An instance is sound for this feature with respect to a compatible RELAX NG schema if and only if

  • when the value of each attribute in the instance whose ID-type is not null is split into a sequence of whitespace-separated tokens, the length of the sequence is 1 if the ID-type is ID or IDREF and greater than or equal to 1 if the ID-type is IDREFS, and
  • no two distinct tokens in attributes of ID-type ID have the same value, and
  • for each token in an attribute of ID-type IDREF or IDREFS, there is a token in an attribute of ID-type ID with the same value

The modification of the infoset for this feature changes the [attribute type] property of attribute information items to ID, IDREF or IDREFS and modifies the [normalized value] by applying the normalizeWhiteSpace function.

Editorial Note

Define this more precisely.

The semantics needed for RELAX NG validation are defined for the datatype library

http://relaxng.org/ns/compatibility/datatypes/0.9

as follows:

  • for ID and IDREF a string is an allowed representation if it is a single NCName (as defined in [XML Namespaces]) with optional leading and trailing whitespace; for IDREFS a string is an allowed representation if it is a a whitespace-separated list of one or more NCNames;
  • values are tested for equality in the same way as for the builtin token datatype

6. Documentation

The a:documentation element can be used to specify human-readable documentation. The functionality provided by an a:documentation element in a RELAX NG schema would be provided by a comment in an XML 1.0 DTD. The a:documentation element contains text specifying documentation. It can also have namespace-qualified attributes such as xml:lang.

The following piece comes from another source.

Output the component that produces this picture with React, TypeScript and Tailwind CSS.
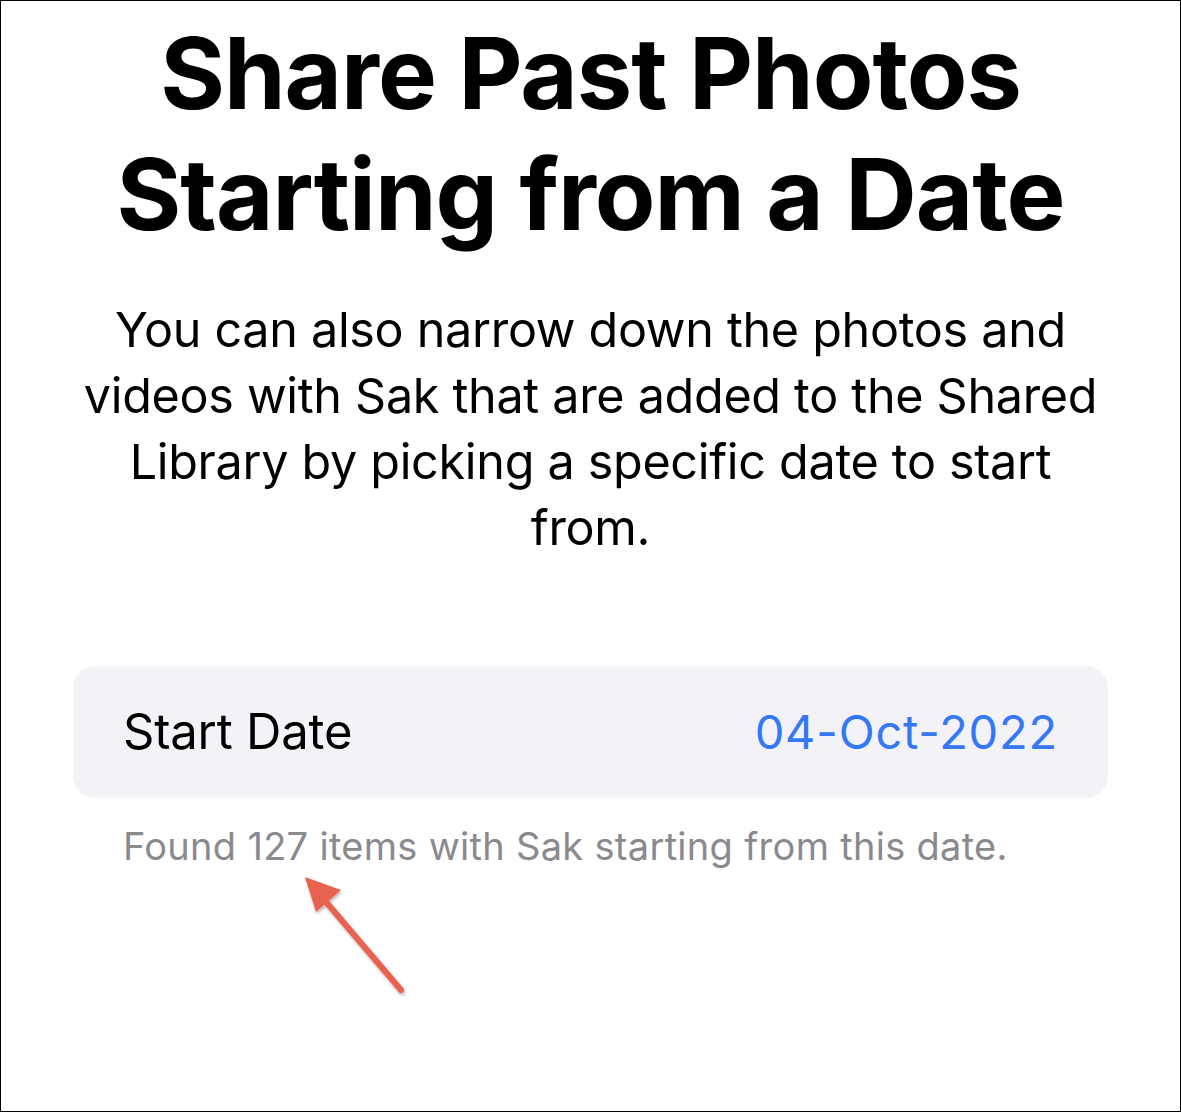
export default function App() {
  return (
    <div className="relative w-[1181px] h-[1112px] bg-white border border-black overflow-hidden font-['Inter','Noto_Sans',sans-serif] text-black">
      <div className="flex flex-col items-center">
        <h1 className="mt-[12px] text-center text-[99px] leading-[121px] font-bold tracking-[-1px]">
          Share Past Photos
          <br />
          Starting from a Date
        </h1>
        <p className="mt-[42px] w-[1030px] text-center text-[48.5px] leading-[66px] tracking-[-0.3px]">
          You can also narrow down the photos and videos with Sak that are added to the Shared Library by picking a specific date to start from.
        </p>
      </div>

      <div className="mx-[72px] mt-[105px] h-[132px] rounded-[22px] bg-[#f2f2f7] flex items-center justify-between pl-[50px] pr-[50px]">
        <span className="text-[49px] tracking-[-0.2px]">Start Date</span>
        <span className="text-[47px] tracking-[0.8px] text-[#3478f6]">04-Oct-2022</span>
      </div>

      <p className="mt-[20px] ml-[122px] text-[38px] tracking-[0.3px] text-[#8a8a8e]">
        Found 127 items with Sak starting from this date.
      </p>

      {/* annotation arrow */}
      <svg className="absolute left-[290px] top-[865px]" width="130" height="140" viewBox="0 0 130 140">
        <defs>
          <filter id="sh" x="-20%" y="-20%" width="140%" height="140%">
            <feDropShadow dx="1" dy="2" stdDeviation="1.5" floodColor="#000" floodOpacity="0.3" />
          </filter>
        </defs>
        <g filter="url(#sh)">
          <line x1="110" y1="124" x2="30" y2="30" stroke="#e8624f" strokeWidth="6" strokeLinecap="round" />
          <polygon points="14,11 50,24 25,46" fill="#e8624f" />
        </g>
      </svg>
    </div>
  )
}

If an a:documentation element does not have a preceding sibling element from the RELAX NG namespace, then the specified documentation applies to the parent element. Otherwise, the specified documentation applies to the nearest preceding sibling element from the RELAX NG namespace. There may be multiple a:documentation elements specifying documentation that apply to the same RELAX NG element.

A correct RELAX NG schema is compatible with this feature if and only if, for each a:documentation element, all of the following hold:

  • it does not have any child elements
  • it does not have any attribute whose namespace URI is the empty string, the RELAX NG namespace URI or the compatibility annotations namespace URI
  • if it has a preceding sibling element from the RELAX NG namespace, then the nearest such preceding sibling element is an element that does not allow child elements (i.e. value, param or name)

There is no soundness relationship for this feature.

There is no infoset modification for this feature.

A. RELAX NG schema

To be supplied.

References

James Clark, Makoto MURATA, editors. RELAX NG Specification. OASIS, 2001.

Tim Bray, Jean Paoli, and C. M. Sperberg-McQueen, Eve Maler, editors. Extensible Markup Language (XML) 1.0 Second Edition. W3C (World Wide Web Consortium), 2000.

Tim Bray, Dave Hollander, and Andrew Layman, editors. Namespaces in XML. W3C (World Wide Web Consortium), 1999.

John Cowan, Richard Tobin, editors. XML Information Set. W3C (World Wide Web Consortium), 2001.